Thursday, September 16, 2010

Associate History Professor at EKU opposes domestic partnerships which are effective January 2011

Todd Hartch an Associate Professor in the history department of Eastern Kentucky University (EKU) recently wrote to The Eastern Progress (EKU's student newspaper) that EKU offering domestic partnerships beginning January 2011 "undermines marriage."

Hartch went on to say: "The policy endorses the practice of unmarried couples living together and confers marriage-like benefits to them. It says to EKU, to Madison County, and to Kentucky that sexual relationships outside of marriage are not only legitimate but important enough to necessitate university sponsorship."

Hartch goes to the say that offering domestic partnerships at EKU violates the Commonwealth's Constitution. Without knowing what kind of "history" Hartch teaches, he should remember then Kentucky Attorney General Greg Stumbo (now Speaker of the House) ruled on this.

It is somewhat scary that a history professor doesn't know a critical ruling of the Kentucky Department of Law, headed by the Attorney General.

As United We Stand - Kentucky's LGBTI News reported on June 01, 2007:
Kentucky's top law enforcement officer, Attorney General Greg Stumbo (D) ruled domestic-partner benefits unconstitutional today, but left the door open for universities and colleges around the commonwealth to make them constitutional by broadening their definition of domestic-partner.

House Representative Stan Lee (R), currently running for the Office of Attorney General to replace Stumbo was one of two representatives to request the opinion (no surprise there).

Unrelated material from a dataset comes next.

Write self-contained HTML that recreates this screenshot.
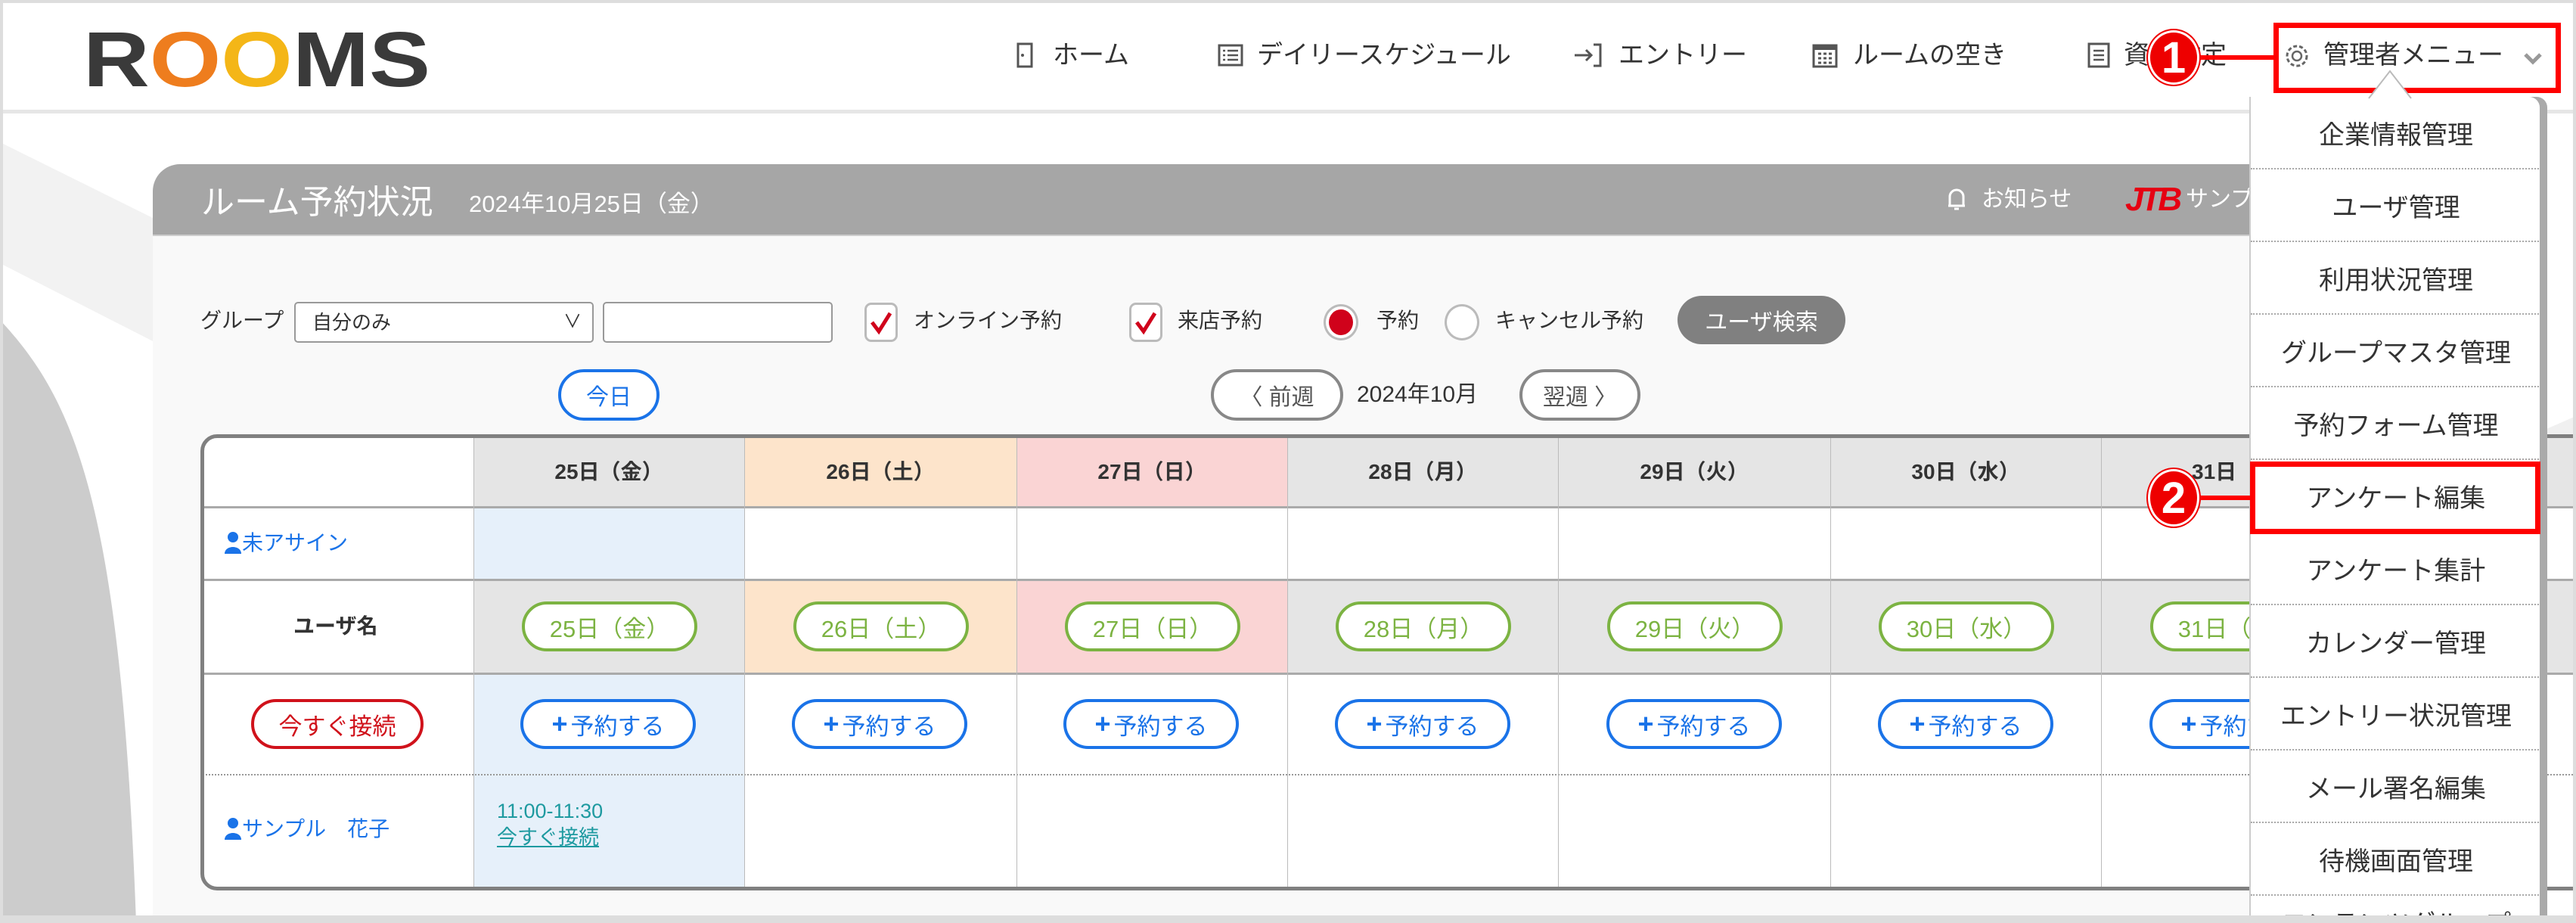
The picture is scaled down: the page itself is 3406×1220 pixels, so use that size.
<!DOCTYPE html>
<html style="width:3406px;height:1220px;overflow:hidden"><head><meta charset="utf-8">
<style>
*{margin:0;padding:0;box-sizing:border-box}
body{width:3406px;height:1220px;position:relative;overflow:hidden;background:#fff;font-family:"Liberation Sans","Noto Sans CJK JP",sans-serif;color:#333}
#w{position:absolute;left:0;top:0;width:3406px;height:1220px;overflow:hidden}
.a{position:absolute}
.nav{position:absolute;top:50px;font-size:34px;color:#333;white-space:nowrap;line-height:46px}
.pill{position:absolute;height:66px;width:232px;border-radius:33px;border:4px solid;background:#fff;font-size:31px;display:flex;align-items:center;justify-content:center}
.g{border-color:#7cb342;color:#7cb342}
.b{border-color:#1a73e8;color:#1a73e8}
.cell{position:absolute}
.hd{font-weight:bold;font-size:28px;color:#333;display:flex;align-items:center;justify-content:center}
.mi{position:absolute;left:0;width:384px;height:96px;font-size:34px;display:flex;align-items:center;justify-content:center;border-bottom:2px dotted #aaa;color:#333}
</style></head><body><div id="w">
<svg class="a" style="left:0;top:150px" width="3406" height="1070">
<polygon points="0,38 210,142 210,305 0,198" fill="#f2f2f2"/>
<path d="M0,273 C100,380 160,520 180,1070 L0,1070 Z" fill="#cccccc"/>
<polygon points="3360,420 3406,400 3406,560 3360,580" fill="#f0f0f0"/>
</svg>
<div class="a" style="left:0;top:0;width:3406px;height:150px;background:#fff;border-bottom:5px solid #e6e6e6"></div>
<div class="a" style="left:0;top:0;width:3406px;height:1220px;border:4px solid #ddd;pointer-events:none;z-index:20"></div>
<div class="a" style="left:110px;top:26px;font-size:98px;font-weight:900;letter-spacing:0px;line-height:100px;color:#3a3a3a;transform:scaleX(1.24) scaleY(1.05);transform-origin:left top">R<span style="color:#ee7d1e">O</span><span style="color:#f4b617">O</span>MS</div>
<svg class="a" style="left:1344px;top:56px" width="22" height="34"><rect x="2" y="2" width="18" height="30" fill="none" stroke="#555" stroke-width="3"/><circle cx="8" cy="17" r="2" fill="#555"/></svg>
<div class="nav" style="left:1392px">ホーム</div>
<svg class="a" style="left:1610px;top:58px" width="34" height="30"><rect x="2" y="2" width="30" height="26" fill="none" stroke="#555" stroke-width="3"/><path d="M7 9h3M7 15h3M7 21h3M13 9h14M13 15h14M13 21h14" stroke="#555" stroke-width="2.5"/></svg>
<div class="nav" style="left:1662px">デイリースケジュール</div>
<svg class="a" style="left:2080px;top:56px" width="40" height="34"><path d="M2 17h22M17 10l7 7-7 7" fill="none" stroke="#555" stroke-width="3"/><path d="M27 3h9v28h-9" fill="none" stroke="#555" stroke-width="3"/></svg>
<div class="nav" style="left:2140px">エントリー</div>
<svg class="a" style="left:2396px;top:54px" width="34" height="36"><rect x="2" y="6" width="30" height="28" fill="none" stroke="#555" stroke-width="3"/><rect x="2" y="6" width="30" height="6" fill="#555"/><path d="M8 17h4M15 17h4M22 17h4M8 23h4M15 23h4M22 23h4M8 29h4M15 29h4M22 29h4" stroke="#555" stroke-width="3"/></svg>
<div class="nav" style="left:2450px">ルームの空き</div>
<svg class="a" style="left:2760px;top:56px" width="30" height="34"><rect x="2" y="2" width="26" height="30" fill="none" stroke="#555" stroke-width="3"/><path d="M8 11h14M8 17h14M8 23h14" stroke="#555" stroke-width="2.5"/></svg>
<div class="nav" style="left:2808px">資料設定</div>
<div class="a" style="left:3006px;top:30px;width:380px;height:93px;border:7px solid #f00;background:#fff"></div>
<svg class="a" style="left:3020px;top:57px" width="34" height="34"><circle cx="17" cy="17" r="6" fill="none" stroke="#666" stroke-width="2.5"/><circle cx="17" cy="17" r="13" fill="none" stroke="#666" stroke-width="3" stroke-dasharray="5 3"/></svg>
<div class="nav" style="left:3072px">管理者メニュー</div>
<svg class="a" style="left:3336px;top:68px" width="26" height="20"><path d="M3 4l10 10 10-10" fill="none" stroke="#999" stroke-width="5"/></svg>
<div class="a" style="left:2900px;top:73px;width:110px;height:6px;background:#f00"></div>
<div class="a" style="left:2840px;top:40px;width:68px;height:72px;border-radius:50%;background:#e00;color:#fff;font-weight:bold;font-size:58px;display:flex;align-items:center;justify-content:center;border:3px solid #fff;box-shadow:0 0 0 2px #e00">1</div>
<div class="a" style="left:202px;top:217px;width:3160px;height:1000px;background:#f9f9f9;border-top-left-radius:36px;overflow:hidden">
<div class="a" style="left:0;top:0;width:100%;height:95px;background:#a6a6a6;border-bottom:2px solid #ccc"></div>
</div>
<div class="a" style="left:266px;top:238px;font-size:44px;color:#fff;line-height:60px">ルーム予約状況</div>
<div class="a" style="left:620px;top:250px;font-size:31px;color:#fff;line-height:40px">2024年10月25日（金）</div>
<svg class="a" style="left:2574px;top:246px" width="26" height="34"><path d="M4 26V14a9 9 0 0 1 18 0v12zM2 26h22M10 30h6" fill="none" stroke="#fff" stroke-width="3"/></svg>
<div class="a" style="left:2620px;top:244px;font-size:30px;color:#fff;line-height:40px">お知らせ</div>
<div class="a" style="left:2810px;top:240px;font-size:44px;font-weight:900;font-style:italic;color:#e60012;line-height:48px;letter-spacing:-4px">JTB</div>
<div class="a" style="left:2890px;top:244px;font-size:30px;color:#fff;line-height:40px">サンプ</div>
<div class="a" style="left:265px;top:404px;font-size:28px;line-height:40px">グループ</div>
<div class="a" style="left:389px;top:399px;width:396px;height:54px;border:2px solid #999;border-radius:5px;background:#fff;font-size:26px;line-height:50px;padding-left:22px">自分のみ<span style="position:absolute;right:14px;top:0;font-size:24px">∨</span></div>
<div class="a" style="left:797px;top:399px;width:304px;height:54px;border:2px solid #999;border-radius:5px;background:#fff"></div>
<div class="a" style="left:1143px;top:400px;width:44px;height:52px;border:3px solid #bbb;border-radius:9px;background:#fff"></div>
<svg class="a" style="left:1150px;top:410px" width="30" height="34"><path d="M3 16l9 12L27 4" fill="none" stroke="#d0021b" stroke-width="5"/></svg>
<div class="a" style="left:1208px;top:404px;font-size:28px;line-height:40px">オンライン予約</div>
<div class="a" style="left:1493px;top:400px;width:44px;height:52px;border:3px solid #bbb;border-radius:9px;background:#fff"></div>
<svg class="a" style="left:1500px;top:410px" width="30" height="34"><path d="M3 16l9 12L27 4" fill="none" stroke="#d0021b" stroke-width="5"/></svg>
<div class="a" style="left:1557px;top:404px;font-size:28px;line-height:40px">来店予約</div>
<div class="a" style="left:1750px;top:402px;width:46px;height:48px;border:3px solid #bbb;border-radius:50%;background:#fff"></div>
<div class="a" style="left:1757px;top:409px;width:32px;height:34px;border-radius:50%;background:#d0021b"></div>
<div class="a" style="left:1820px;top:404px;font-size:28px;line-height:40px">予約</div>
<div class="a" style="left:1910px;top:402px;width:46px;height:48px;border:3px solid #bbb;border-radius:50%;background:#fff"></div>
<div class="a" style="left:1977px;top:404px;font-size:28px;line-height:40px">キャンセル予約</div>
<div class="a" style="left:2218px;top:391px;width:222px;height:64px;border-radius:32px;background:#808080;color:#fff;font-size:30px;display:flex;align-items:center;justify-content:center">ユーザ検索</div>
<div class="a" style="left:738px;top:488px;width:134px;height:68px;border:4px solid #1a73e8;border-radius:34px;background:#fff;color:#1a73e8;font-size:30px;display:flex;align-items:center;justify-content:center">今日</div>
<div class="a" style="left:1601px;top:488px;width:175px;height:68px;border:4px solid #888;border-radius:34px;background:#fff;color:#555;font-size:30px;display:flex;align-items:center;justify-content:center">〈 前週</div>
<div class="a" style="left:1794px;top:502px;font-size:30px;line-height:40px">2024年10月</div>
<div class="a" style="left:2009px;top:488px;width:160px;height:68px;border:4px solid #888;border-radius:34px;background:#fff;color:#555;font-size:30px;display:flex;align-items:center;justify-content:center">翌週 〉</div>
<div class="a" style="left:265px;top:574px;width:3160px;height:603px;border:5px solid #808080;border-radius:22px;background:#fff;overflow:hidden">
<div style="position:absolute;left:-5px;top:-5px;width:3160px;height:603px">
<div class="cell hd" style="left:361px;top:0;width:358px;height:96px;background:#e5e5e5">25日（金）</div>
<div class="cell hd" style="left:719px;top:0;width:360px;height:96px;background:#fde4cb">26日（土）</div>
<div class="cell hd" style="left:1079px;top:0;width:358px;height:96px;background:#fad4d4">27日（日）</div>
<div class="cell hd" style="left:1437px;top:0;width:358px;height:96px;background:#e5e5e5">28日（月）</div>
<div class="cell hd" style="left:1795px;top:0;width:360px;height:96px;background:#e5e5e5">29日（火）</div>
<div class="cell hd" style="left:2155px;top:0;width:358px;height:96px;background:#e5e5e5">30日（水）</div>
<div class="cell hd" style="left:2513px;top:0;width:647px;height:96px;background:#e5e5e5;justify-content:flex-start;padding-left:120px">31日（木）</div>
<div class="cell" style="left:361px;top:96px;width:358px;height:96px;background:#e6f0fa"></div>
<div class="cell" style="left:361px;top:192px;width:358px;height:124px;background:#e5e5e5"></div>
<div class="cell" style="left:719px;top:192px;width:360px;height:124px;background:#fde4cb"></div>
<div class="cell" style="left:1079px;top:192px;width:358px;height:124px;background:#fad4d4"></div>
<div class="cell" style="left:1437px;top:192px;width:1723px;height:124px;background:#e5e5e5"></div>
<div class="cell" style="left:361px;top:316px;width:358px;height:287px;background:#e6f0fa"></div>
<div class="cell" style="left:0;top:95px;width:3160px;height:3px;background:#aaa"></div>
<div class="cell" style="left:0;top:191px;width:3160px;height:3px;background:#aaa"></div>
<div class="cell" style="left:0;top:315px;width:3160px;height:3px;background:#aaa"></div>
<div class="cell" style="left:0;top:449px;width:3160px;height:0;border-top:2px dotted #999"></div>
<div class="cell" style="left:361px;top:0;width:1px;height:603px;background:#bbb"></div>
<div class="cell" style="left:719px;top:0;width:1px;height:603px;background:#bbb"></div>
<div class="cell" style="left:1079px;top:0;width:1px;height:603px;background:#bbb"></div>
<div class="cell" style="left:1437px;top:0;width:1px;height:603px;background:#bbb"></div>
<div class="cell" style="left:1795px;top:0;width:1px;height:603px;background:#bbb"></div>
<div class="cell" style="left:2155px;top:0;width:1px;height:603px;background:#bbb"></div>
<div class="cell" style="left:2513px;top:0;width:1px;height:603px;background:#bbb"></div>
</div></div>
<svg class="a" style="left:296px;top:702px" width="24" height="30"><circle cx="12" cy="8" r="7" fill="#1a73e8"/><path d="M1 30c0-12 22-12 22 0z" fill="#1a73e8"/></svg>
<div class="a" style="left:320px;top:698px;font-size:28px;color:#1a73e8;line-height:40px">未アサイン</div>
<div class="a" style="left:388px;top:808px;font-size:28px;font-weight:bold;line-height:40px">ユーザ名</div>
<div class="pill g" style="left:690px;top:795px">25日（金）</div>
<div class="pill g" style="left:1049px;top:795px">26日（土）</div>
<div class="pill g" style="left:1408px;top:795px">27日（日）</div>
<div class="pill g" style="left:1766px;top:795px">28日（月）</div>
<div class="pill g" style="left:2125px;top:795px">29日（火）</div>
<div class="pill g" style="left:2484px;top:795px">30日（水）</div>
<div class="pill g" style="left:2843px;top:795px">31日（木）</div>
<div class="pill" style="left:332px;top:924px;width:228px;border-color:#d0121b;color:#d0121b">今すぐ接続</div>
<div class="pill b" style="left:688px;top:924px"><b style="font-size:36px;margin-right:4px">+</b>予約する</div>
<div class="pill b" style="left:1047px;top:924px"><b style="font-size:36px;margin-right:4px">+</b>予約する</div>
<div class="pill b" style="left:1406px;top:924px"><b style="font-size:36px;margin-right:4px">+</b>予約する</div>
<div class="pill b" style="left:1765px;top:924px"><b style="font-size:36px;margin-right:4px">+</b>予約する</div>
<div class="pill b" style="left:2124px;top:924px"><b style="font-size:36px;margin-right:4px">+</b>予約する</div>
<div class="pill b" style="left:2483px;top:924px"><b style="font-size:36px;margin-right:4px">+</b>予約する</div>
<div class="pill b" style="left:2842px;top:924px"><b style="font-size:36px;margin-right:4px">+</b>予約する</div>
<svg class="a" style="left:296px;top:1080px" width="24" height="30"><circle cx="12" cy="8" r="7" fill="#1a73e8"/><path d="M1 30c0-12 22-12 22 0z" fill="#1a73e8"/></svg>
<div class="a" style="left:320px;top:1076px;font-size:28px;color:#1a73e8;line-height:40px">サンプル　花子</div>
<div class="a" style="left:657px;top:1054px;font-size:27px;color:#1e9aa0;line-height:36px">11:00-11:30</div>
<div class="a" style="left:657px;top:1089px;font-size:27px;color:#1e9aa0;line-height:36px;text-decoration:underline">今すぐ接続</div>
<div class="a" style="left:2974px;top:128px;width:394px;height:1082px;background:#aaa;border-top-right-radius:14px"></div>
<div class="a" style="left:2974px;top:128px;width:384px;height:1082px;background:#fff;border-left:2px solid #ccc;border-top-right-radius:14px;overflow:hidden">
<div class="mi" style="top:0">企業情報管理</div>
<div class="mi" style="top:96px">ユーザ管理</div>
<div class="mi" style="top:192px">利用状況管理</div>
<div class="mi" style="top:288px">グループマスタ管理</div>
<div class="mi" style="top:384px">予約フォーム管理</div>
<div class="mi" style="top:480px">アンケート編集</div>
<div class="mi" style="top:576px">アンケート集計</div>
<div class="mi" style="top:672px">カレンダー管理</div>
<div class="mi" style="top:768px">エントリー状況管理</div>
<div class="mi" style="top:864px">メール署名編集</div>
<div class="mi" style="top:960px">待機画面管理</div>
<div class="mi" style="top:1056px;align-items:flex-start;padding-top:10px">コンテンツグループ</div>
</div>
<svg class="a" style="left:3130px;top:92px" width="60" height="40"><path d="M2 38L30 2 58 38" fill="#fff" stroke="#bbb" stroke-width="2"/></svg>
<div class="a" style="left:2975px;top:610px;width:384px;height:96px;border:7px solid #f00"></div>
<div class="a" style="left:2900px;top:655px;width:78px;height:6px;background:#f00"></div>
<div class="a" style="left:2840px;top:620px;width:68px;height:76px;border-radius:50%;background:#e00;color:#fff;font-weight:bold;font-size:58px;display:flex;align-items:center;justify-content:center;border:3px solid #fff;box-shadow:0 0 0 2px #e00">2</div>
<div class="a" style="left:0;top:1210px;width:3406px;height:10px;background:#ddd"></div>
</div></body></html>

“They still have the flexibility to allow and to offer their health insurance plan and its benefit structure to other people,” Stumbo said. “They cannot define the class of people in a manner that would be creating a legal status similar to that of marriage.”

The University of Kentucky and the University of Louisville currently offer domestic-partner benefits.

The professor is not the chief law enforcement officer of the Commonwealth or an attorney, and the Kentucky Attorney General left the door wide open to allow this! Perhaps Hartch should read more history.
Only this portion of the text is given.